%%
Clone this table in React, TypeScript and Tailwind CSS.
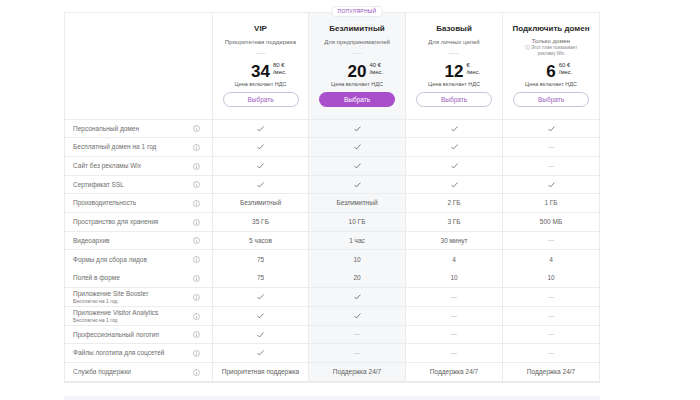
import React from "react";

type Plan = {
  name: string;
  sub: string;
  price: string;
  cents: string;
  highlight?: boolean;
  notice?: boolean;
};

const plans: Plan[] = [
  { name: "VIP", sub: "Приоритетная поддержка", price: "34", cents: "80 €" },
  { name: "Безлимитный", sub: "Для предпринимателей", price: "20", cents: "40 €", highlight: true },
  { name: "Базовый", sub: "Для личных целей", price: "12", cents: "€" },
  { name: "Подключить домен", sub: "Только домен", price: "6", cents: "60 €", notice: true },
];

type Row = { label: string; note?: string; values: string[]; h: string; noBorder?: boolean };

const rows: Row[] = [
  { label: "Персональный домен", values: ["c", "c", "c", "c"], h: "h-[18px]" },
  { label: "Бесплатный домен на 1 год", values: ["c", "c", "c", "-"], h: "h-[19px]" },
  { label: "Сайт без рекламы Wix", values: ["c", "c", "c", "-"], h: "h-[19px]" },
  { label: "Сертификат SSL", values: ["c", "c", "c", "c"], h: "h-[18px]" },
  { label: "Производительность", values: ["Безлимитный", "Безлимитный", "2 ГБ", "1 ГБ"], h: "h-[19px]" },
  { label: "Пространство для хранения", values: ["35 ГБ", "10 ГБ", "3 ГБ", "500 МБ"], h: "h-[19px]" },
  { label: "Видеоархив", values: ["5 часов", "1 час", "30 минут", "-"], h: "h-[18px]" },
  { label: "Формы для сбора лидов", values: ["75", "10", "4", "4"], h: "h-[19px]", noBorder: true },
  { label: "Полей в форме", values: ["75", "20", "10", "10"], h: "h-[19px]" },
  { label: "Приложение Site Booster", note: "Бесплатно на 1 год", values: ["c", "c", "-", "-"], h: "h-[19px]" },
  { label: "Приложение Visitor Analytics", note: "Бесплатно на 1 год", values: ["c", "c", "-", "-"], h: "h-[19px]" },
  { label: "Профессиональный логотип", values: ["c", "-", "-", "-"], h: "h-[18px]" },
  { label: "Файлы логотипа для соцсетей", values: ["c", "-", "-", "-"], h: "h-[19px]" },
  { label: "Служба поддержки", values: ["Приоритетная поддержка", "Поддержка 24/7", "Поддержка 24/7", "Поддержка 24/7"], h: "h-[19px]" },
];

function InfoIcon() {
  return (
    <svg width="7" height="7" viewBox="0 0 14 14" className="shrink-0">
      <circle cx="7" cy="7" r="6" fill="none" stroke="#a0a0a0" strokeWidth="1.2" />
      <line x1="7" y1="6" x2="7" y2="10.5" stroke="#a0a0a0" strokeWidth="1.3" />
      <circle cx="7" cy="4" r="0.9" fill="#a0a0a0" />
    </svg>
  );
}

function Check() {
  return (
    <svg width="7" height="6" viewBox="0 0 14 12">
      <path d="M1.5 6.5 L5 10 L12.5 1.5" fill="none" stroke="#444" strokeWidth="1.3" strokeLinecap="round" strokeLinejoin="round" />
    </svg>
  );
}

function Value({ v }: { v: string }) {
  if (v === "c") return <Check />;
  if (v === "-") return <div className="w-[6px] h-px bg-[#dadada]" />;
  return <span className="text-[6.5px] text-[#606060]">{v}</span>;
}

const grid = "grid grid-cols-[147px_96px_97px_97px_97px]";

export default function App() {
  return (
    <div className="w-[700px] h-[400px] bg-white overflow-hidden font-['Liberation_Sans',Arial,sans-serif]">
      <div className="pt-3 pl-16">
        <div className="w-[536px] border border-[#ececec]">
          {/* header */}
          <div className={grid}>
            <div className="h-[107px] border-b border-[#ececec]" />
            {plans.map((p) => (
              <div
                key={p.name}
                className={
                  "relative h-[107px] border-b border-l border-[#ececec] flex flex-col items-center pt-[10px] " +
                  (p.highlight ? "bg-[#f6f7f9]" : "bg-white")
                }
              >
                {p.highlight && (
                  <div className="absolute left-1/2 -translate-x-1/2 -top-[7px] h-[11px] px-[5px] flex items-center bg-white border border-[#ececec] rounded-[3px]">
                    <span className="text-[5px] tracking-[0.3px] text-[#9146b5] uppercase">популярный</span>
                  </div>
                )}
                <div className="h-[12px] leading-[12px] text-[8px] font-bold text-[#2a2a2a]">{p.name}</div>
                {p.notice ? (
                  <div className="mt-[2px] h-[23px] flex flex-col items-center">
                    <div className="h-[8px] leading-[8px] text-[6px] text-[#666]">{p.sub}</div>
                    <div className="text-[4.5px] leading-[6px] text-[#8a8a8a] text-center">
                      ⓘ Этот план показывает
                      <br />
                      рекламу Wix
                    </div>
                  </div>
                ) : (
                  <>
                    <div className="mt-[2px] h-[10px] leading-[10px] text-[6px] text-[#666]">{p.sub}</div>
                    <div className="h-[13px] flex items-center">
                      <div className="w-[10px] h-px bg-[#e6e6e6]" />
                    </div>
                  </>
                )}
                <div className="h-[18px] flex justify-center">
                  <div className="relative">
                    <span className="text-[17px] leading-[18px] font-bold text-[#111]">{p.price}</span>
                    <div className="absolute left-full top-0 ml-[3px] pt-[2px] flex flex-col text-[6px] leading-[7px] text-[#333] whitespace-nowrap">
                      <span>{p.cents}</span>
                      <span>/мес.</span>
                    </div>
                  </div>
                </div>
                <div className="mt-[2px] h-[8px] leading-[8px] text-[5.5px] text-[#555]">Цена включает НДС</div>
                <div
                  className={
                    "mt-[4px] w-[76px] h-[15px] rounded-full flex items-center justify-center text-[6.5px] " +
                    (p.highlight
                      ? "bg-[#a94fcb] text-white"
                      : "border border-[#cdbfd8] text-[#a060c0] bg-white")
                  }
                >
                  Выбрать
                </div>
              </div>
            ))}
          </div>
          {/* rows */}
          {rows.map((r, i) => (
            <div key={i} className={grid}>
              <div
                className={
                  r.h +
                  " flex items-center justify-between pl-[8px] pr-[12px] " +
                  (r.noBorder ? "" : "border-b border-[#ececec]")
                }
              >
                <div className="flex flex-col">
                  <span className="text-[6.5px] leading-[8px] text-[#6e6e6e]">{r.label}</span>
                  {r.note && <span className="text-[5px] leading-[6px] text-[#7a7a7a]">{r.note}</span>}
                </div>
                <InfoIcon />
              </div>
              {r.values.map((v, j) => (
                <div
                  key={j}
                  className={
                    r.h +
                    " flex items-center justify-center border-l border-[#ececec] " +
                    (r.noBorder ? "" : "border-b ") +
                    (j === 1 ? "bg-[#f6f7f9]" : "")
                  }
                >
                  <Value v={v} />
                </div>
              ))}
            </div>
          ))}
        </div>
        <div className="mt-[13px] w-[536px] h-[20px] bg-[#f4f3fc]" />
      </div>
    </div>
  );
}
%%
Exercise aim
Write out the whole listing exactly, and drop the pictures.

Task solution
Clone this table in React, TypeScript and Tailwind CSS.
import React from "react";

type Plan = {
  name: string;
  sub: string;
  price: string;
  cents: string;
  highlight?: boolean;
  notice?: boolean;
};

const plans: Plan[] = [
  { name: "VIP", sub: "Приоритетная поддержка", price: "34", cents: "80 €" },
  { name: "Безлимитный", sub: "Для предпринимателей", price: "20", cents: "40 €", highlight: true },
  { name: "Базовый", sub: "Для личных целей", price: "12", cents: "€" },
  { name: "Подключить домен", sub: "Только домен", price: "6", cents: "60 €", notice: true },
];

type Row = { label: string; note?: string; values: string[]; h: string; noBorder?: boolean };

const rows: Row[] = [
  { label: "Персональный домен", values: ["c", "c", "c", "c"], h: "h-[18px]" },
  { label: "Бесплатный домен на 1 год", values: ["c", "c", "c", "-"], h: "h-[19px]" },
  { label: "Сайт без рекламы Wix", values: ["c", "c", "c", "-"], h: "h-[19px]" },
  { label: "Сертификат SSL", values: ["c", "c", "c", "c"], h: "h-[18px]" },
  { label: "Производительность", values: ["Безлимитный", "Безлимитный", "2 ГБ", "1 ГБ"], h: "h-[19px]" },
  { label: "Пространство для хранения", values: ["35 ГБ", "10 ГБ", "3 ГБ", "500 МБ"], h: "h-[19px]" },
  { label: "Видеоархив", values: ["5 часов", "1 час", "30 минут", "-"], h: "h-[18px]" },
  { label: "Формы для сбора лидов", values: ["75", "10", "4", "4"], h: "h-[19px]", noBorder: true },
  { label: "Полей в форме", values: ["75", "20", "10", "10"], h: "h-[19px]" },
  { label: "Приложение Site Booster", note: "Бесплатно на 1 год", values: ["c", "c", "-", "-"], h: "h-[19px]" },
  { label: "Приложение Visitor Analytics", note: "Бесплатно на 1 год", values: ["c", "c", "-", "-"], h: "h-[19px]" },
  { label: "Профессиональный логотип", values: ["c", "-", "-", "-"], h: "h-[18px]" },
  { label: "Файлы логотипа для соцсетей", values: ["c", "-", "-", "-"], h: "h-[19px]" },
  { label: "Служба поддержки", values: ["Приоритетная поддержка", "Поддержка 24/7", "Поддержка 24/7", "Поддержка 24/7"], h: "h-[19px]" },
];

function InfoIcon() {
  return (
    <svg width="7" height="7" viewBox="0 0 14 14" className="shrink-0">
      <circle cx="7" cy="7" r="6" fill="none" stroke="#a0a0a0" strokeWidth="1.2" />
      <line x1="7" y1="6" x2="7" y2="10.5" stroke="#a0a0a0" strokeWidth="1.3" />
      <circle cx="7" cy="4" r="0.9" fill="#a0a0a0" />
    </svg>
  );
}

function Check() {
  return (
    <svg width="7" height="6" viewBox="0 0 14 12">
      <path d="M1.5 6.5 L5 10 L12.5 1.5" fill="none" stroke="#444" strokeWidth="1.3" strokeLinecap="round" strokeLinejoin="round" />
    </svg>
  );
}

function Value({ v }: { v: string }) {
  if (v === "c") return <Check />;
  if (v === "-") return <div className="w-[6px] h-px bg-[#dadada]" />;
  return <span className="text-[6.5px] text-[#606060]">{v}</span>;
}

const grid = "grid grid-cols-[147px_96px_97px_97px_97px]";

export default function App() {
  return (
    <div className="w-[700px] h-[400px] bg-white overflow-hidden font-['Liberation_Sans',Arial,sans-serif]">
      <div className="pt-3 pl-16">
        <div className="w-[536px] border border-[#ececec]">
          {/* header */}
          <div className={grid}>
            <div className="h-[107px] border-b border-[#ececec]" />
            {plans.map((p) => (
              <div
                key={p.name}
                className={
                  "relative h-[107px] border-b border-l border-[#ececec] flex flex-col items-center pt-[10px] " +
                  (p.highlight ? "bg-[#f6f7f9]" : "bg-white")
                }
              >
                {p.highlight && (
                  <div className="absolute left-1/2 -translate-x-1/2 -top-[7px] h-[11px] px-[5px] flex items-center bg-white border border-[#ececec] rounded-[3px]">
                    <span className="text-[5px] tracking-[0.3px] text-[#9146b5] uppercase">популярный</span>
                  </div>
                )}
                <div className="h-[12px] leading-[12px] text-[8px] font-bold text-[#2a2a2a]">{p.name}</div>
                {p.notice ? (
                  <div className="mt-[2px] h-[23px] flex flex-col items-center">
                    <div className="h-[8px] leading-[8px] text-[6px] text-[#666]">{p.sub}</div>
                    <div className="text-[4.5px] leading-[6px] text-[#8a8a8a] text-center">
                      ⓘ Этот план показывает
                      <br />
                      рекламу Wix
                    </div>
                  </div>
                ) : (
                  <>
                    <div className="mt-[2px] h-[10px] leading-[10px] text-[6px] text-[#666]">{p.sub}</div>
                    <div className="h-[13px] flex items-center">
                      <div className="w-[10px] h-px bg-[#e6e6e6]" />
                    </div>
                  </>
                )}
                <div className="h-[18px] flex justify-center">
                  <div className="relative">
                    <span className="text-[17px] leading-[18px] font-bold text-[#111]">{p.price}</span>
                    <div className="absolute left-full top-0 ml-[3px] pt-[2px] flex flex-col text-[6px] leading-[7px] text-[#333] whitespace-nowrap">
                      <span>{p.cents}</span>
                      <span>/мес.</span>
                    </div>
                  </div>
                </div>
                <div className="mt-[2px] h-[8px] leading-[8px] text-[5.5px] text-[#555]">Цена включает НДС</div>
                <div
                  className={
                    "mt-[4px] w-[76px] h-[15px] rounded-full flex items-center justify-center text-[6.5px] " +
                    (p.highlight
                      ? "bg-[#a94fcb] text-white"
                      : "border border-[#cdbfd8] text-[#a060c0] bg-white")
                  }
                >
                  Выбрать
                </div>
              </div>
            ))}
          </div>
          {/* rows */}
          {rows.map((r, i) => (
            <div key={i} className={grid}>
              <div
                className={
                  r.h +
                  " flex items-center justify-between pl-[8px] pr-[12px] " +
                  (r.noBorder ? "" : "border-b border-[#ececec]")
                }
              >
                <div className="flex flex-col">
                  <span className="text-[6.5px] leading-[8px] text-[#6e6e6e]">{r.label}</span>
                  {r.note && <span className="text-[5px] leading-[6px] text-[#7a7a7a]">{r.note}</span>}
                </div>
                <InfoIcon />
              </div>
              {r.values.map((v, j) => (
                <div
                  key={j}
                  className={
                    r.h +
                    " flex items-center justify-center border-l border-[#ececec] " +
                    (r.noBorder ? "" : "border-b ") +
                    (j === 1 ? "bg-[#f6f7f9]" : "")
                  }
                >
                  <Value v={v} />
                </div>
              ))}
            </div>
          ))}
        </div>
        <div className="mt-[13px] w-[536px] h-[20px] bg-[#f4f3fc]" />
      </div>
    </div>
  );
}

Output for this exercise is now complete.